All of the listing below must be repeated word for word. Pictures are the only thing to omit.

Provided entries:
____________________

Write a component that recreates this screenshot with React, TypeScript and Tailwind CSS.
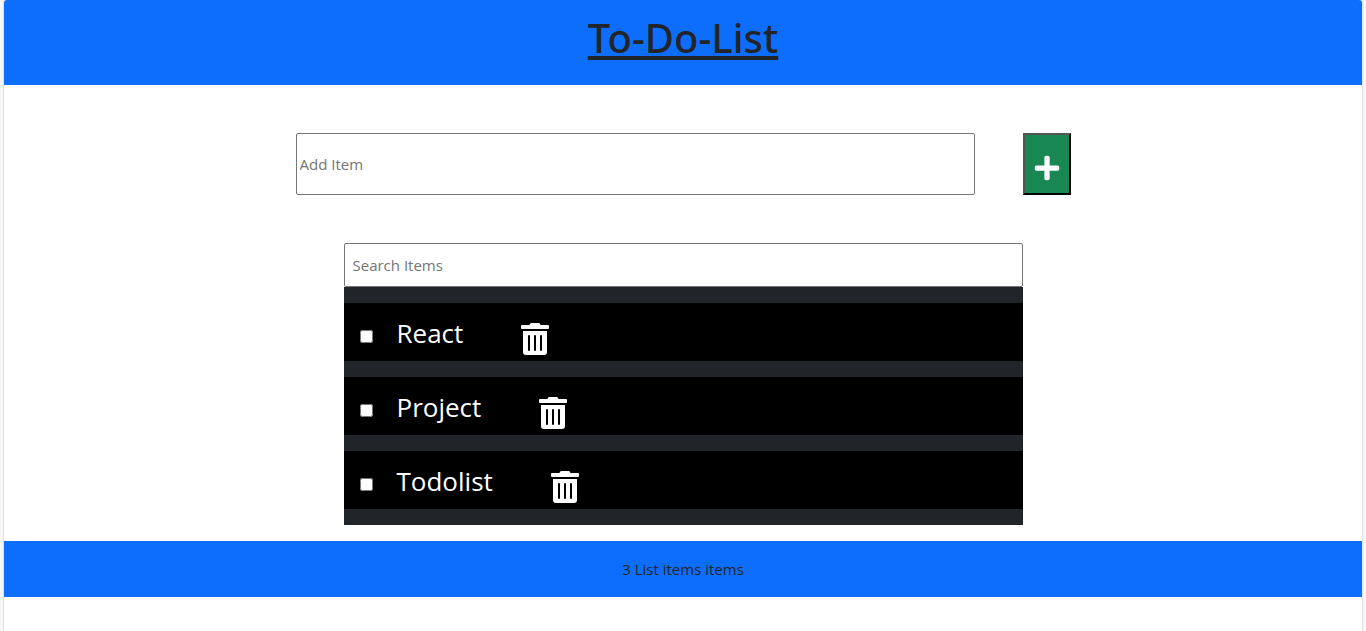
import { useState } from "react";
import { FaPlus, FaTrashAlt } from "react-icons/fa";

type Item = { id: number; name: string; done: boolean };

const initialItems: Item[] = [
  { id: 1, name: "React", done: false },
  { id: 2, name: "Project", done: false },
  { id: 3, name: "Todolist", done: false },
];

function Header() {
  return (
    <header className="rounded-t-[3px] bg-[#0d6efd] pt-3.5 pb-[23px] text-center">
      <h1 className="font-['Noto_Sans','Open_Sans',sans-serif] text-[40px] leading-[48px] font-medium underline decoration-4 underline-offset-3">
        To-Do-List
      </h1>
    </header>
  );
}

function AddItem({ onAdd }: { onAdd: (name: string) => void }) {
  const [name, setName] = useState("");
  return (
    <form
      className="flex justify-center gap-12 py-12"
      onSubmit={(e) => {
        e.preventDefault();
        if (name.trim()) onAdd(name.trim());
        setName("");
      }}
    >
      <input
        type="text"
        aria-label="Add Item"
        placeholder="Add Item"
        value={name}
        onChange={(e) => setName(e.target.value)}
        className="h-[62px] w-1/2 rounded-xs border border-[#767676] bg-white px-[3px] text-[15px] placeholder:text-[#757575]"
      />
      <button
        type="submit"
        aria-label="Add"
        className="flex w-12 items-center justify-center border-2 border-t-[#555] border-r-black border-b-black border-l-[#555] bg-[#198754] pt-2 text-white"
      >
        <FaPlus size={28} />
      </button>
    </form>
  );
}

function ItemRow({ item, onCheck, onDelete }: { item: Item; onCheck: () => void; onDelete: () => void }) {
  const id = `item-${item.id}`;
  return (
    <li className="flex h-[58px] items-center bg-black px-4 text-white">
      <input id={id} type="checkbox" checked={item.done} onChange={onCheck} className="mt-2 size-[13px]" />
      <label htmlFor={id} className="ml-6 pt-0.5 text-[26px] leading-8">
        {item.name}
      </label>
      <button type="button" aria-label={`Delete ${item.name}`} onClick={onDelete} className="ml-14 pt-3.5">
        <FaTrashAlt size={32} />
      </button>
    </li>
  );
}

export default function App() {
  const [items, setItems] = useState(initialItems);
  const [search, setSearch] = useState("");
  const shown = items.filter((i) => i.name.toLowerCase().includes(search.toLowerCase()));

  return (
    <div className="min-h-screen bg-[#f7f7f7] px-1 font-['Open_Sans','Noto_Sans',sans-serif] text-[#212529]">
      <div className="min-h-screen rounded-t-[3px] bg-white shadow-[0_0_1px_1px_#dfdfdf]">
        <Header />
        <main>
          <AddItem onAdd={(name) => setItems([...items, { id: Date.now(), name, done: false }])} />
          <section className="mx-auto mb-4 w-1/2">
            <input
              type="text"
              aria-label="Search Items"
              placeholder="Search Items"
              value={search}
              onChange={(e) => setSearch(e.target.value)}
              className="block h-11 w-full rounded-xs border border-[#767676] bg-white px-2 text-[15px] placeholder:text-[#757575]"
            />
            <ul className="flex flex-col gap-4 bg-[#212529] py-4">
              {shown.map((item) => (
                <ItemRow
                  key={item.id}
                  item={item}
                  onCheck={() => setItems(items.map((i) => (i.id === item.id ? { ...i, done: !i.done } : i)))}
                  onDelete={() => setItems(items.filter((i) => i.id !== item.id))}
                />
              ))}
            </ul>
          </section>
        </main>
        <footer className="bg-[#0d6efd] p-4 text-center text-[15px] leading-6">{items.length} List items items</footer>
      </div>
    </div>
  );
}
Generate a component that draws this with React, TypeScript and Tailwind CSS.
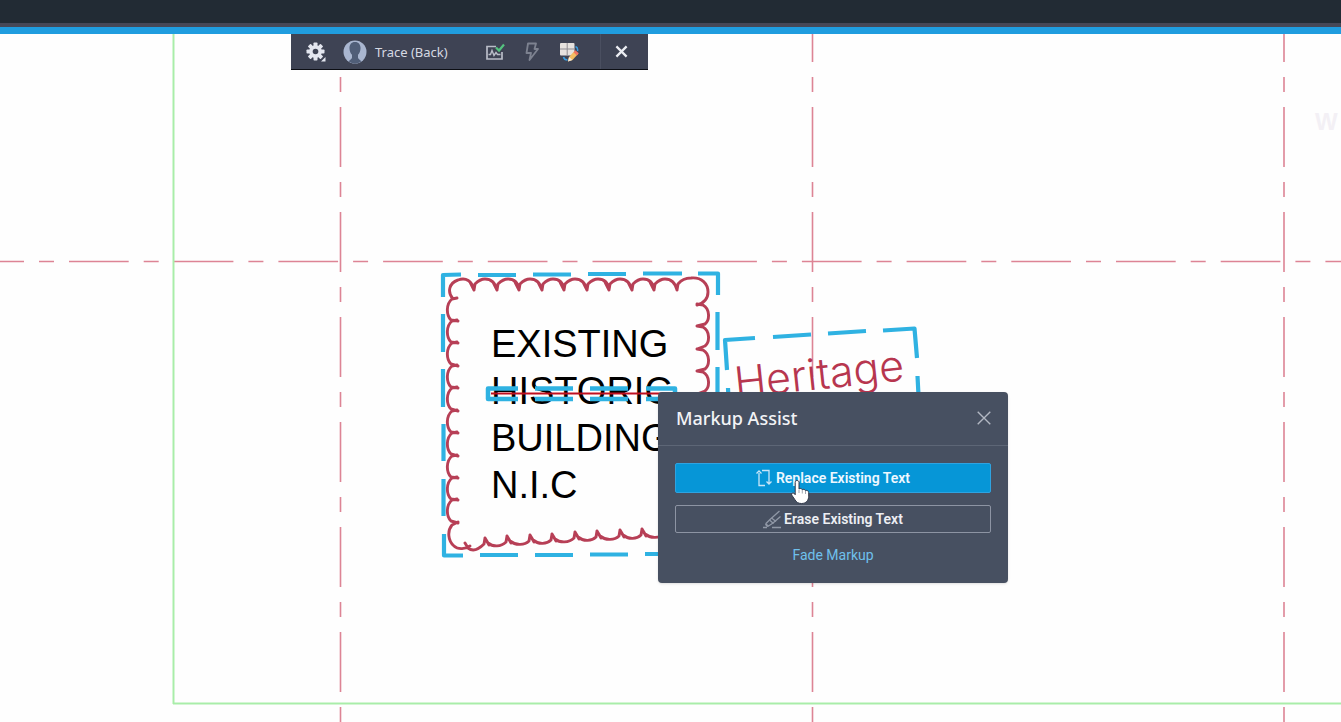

____________________

Solved problem:
Write a component that recreates this screenshot with React, TypeScript and Tailwind CSS.
import { useState } from "react";
import { FaPlus, FaTrashAlt } from "react-icons/fa";

type Item = { id: number; name: string; done: boolean };

const initialItems: Item[] = [
  { id: 1, name: "React", done: false },
  { id: 2, name: "Project", done: false },
  { id: 3, name: "Todolist", done: false },
];

function Header() {
  return (
    <header className="rounded-t-[3px] bg-[#0d6efd] pt-3.5 pb-[23px] text-center">
      <h1 className="font-['Noto_Sans','Open_Sans',sans-serif] text-[40px] leading-[48px] font-medium underline decoration-4 underline-offset-3">
        To-Do-List
      </h1>
    </header>
  );
}

function AddItem({ onAdd }: { onAdd: (name: string) => void }) {
  const [name, setName] = useState("");
  return (
    <form
      className="flex justify-center gap-12 py-12"
      onSubmit={(e) => {
        e.preventDefault();
        if (name.trim()) onAdd(name.trim());
        setName("");
      }}
    >
      <input
        type="text"
        aria-label="Add Item"
        placeholder="Add Item"
        value={name}
        onChange={(e) => setName(e.target.value)}
        className="h-[62px] w-1/2 rounded-xs border border-[#767676] bg-white px-[3px] text-[15px] placeholder:text-[#757575]"
      />
      <button
        type="submit"
        aria-label="Add"
        className="flex w-12 items-center justify-center border-2 border-t-[#555] border-r-black border-b-black border-l-[#555] bg-[#198754] pt-2 text-white"
      >
        <FaPlus size={28} />
      </button>
    </form>
  );
}

function ItemRow({ item, onCheck, onDelete }: { item: Item; onCheck: () => void; onDelete: () => void }) {
  const id = `item-${item.id}`;
  return (
    <li className="flex h-[58px] items-center bg-black px-4 text-white">
      <input id={id} type="checkbox" checked={item.done} onChange={onCheck} className="mt-2 size-[13px]" />
      <label htmlFor={id} className="ml-6 pt-0.5 text-[26px] leading-8">
        {item.name}
      </label>
      <button type="button" aria-label={`Delete ${item.name}`} onClick={onDelete} className="ml-14 pt-3.5">
        <FaTrashAlt size={32} />
      </button>
    </li>
  );
}

export default function App() {
  const [items, setItems] = useState(initialItems);
  const [search, setSearch] = useState("");
  const shown = items.filter((i) => i.name.toLowerCase().includes(search.toLowerCase()));

  return (
    <div className="min-h-screen bg-[#f7f7f7] px-1 font-['Open_Sans','Noto_Sans',sans-serif] text-[#212529]">
      <div className="min-h-screen rounded-t-[3px] bg-white shadow-[0_0_1px_1px_#dfdfdf]">
        <Header />
        <main>
          <AddItem onAdd={(name) => setItems([...items, { id: Date.now(), name, done: false }])} />
          <section className="mx-auto mb-4 w-1/2">
            <input
              type="text"
              aria-label="Search Items"
              placeholder="Search Items"
              value={search}
              onChange={(e) => setSearch(e.target.value)}
              className="block h-11 w-full rounded-xs border border-[#767676] bg-white px-2 text-[15px] placeholder:text-[#757575]"
            />
            <ul className="flex flex-col gap-4 bg-[#212529] py-4">
              {shown.map((item) => (
                <ItemRow
                  key={item.id}
                  item={item}
                  onCheck={() => setItems(items.map((i) => (i.id === item.id ? { ...i, done: !i.done } : i)))}
                  onDelete={() => setItems(items.filter((i) => i.id !== item.id))}
                />
              ))}
            </ul>
          </section>
        </main>
        <footer className="bg-[#0d6efd] p-4 text-center text-[15px] leading-6">{items.length} List items items</footer>
      </div>
    </div>
  );
}
Generate a component that draws this with React, TypeScript and Tailwind CSS.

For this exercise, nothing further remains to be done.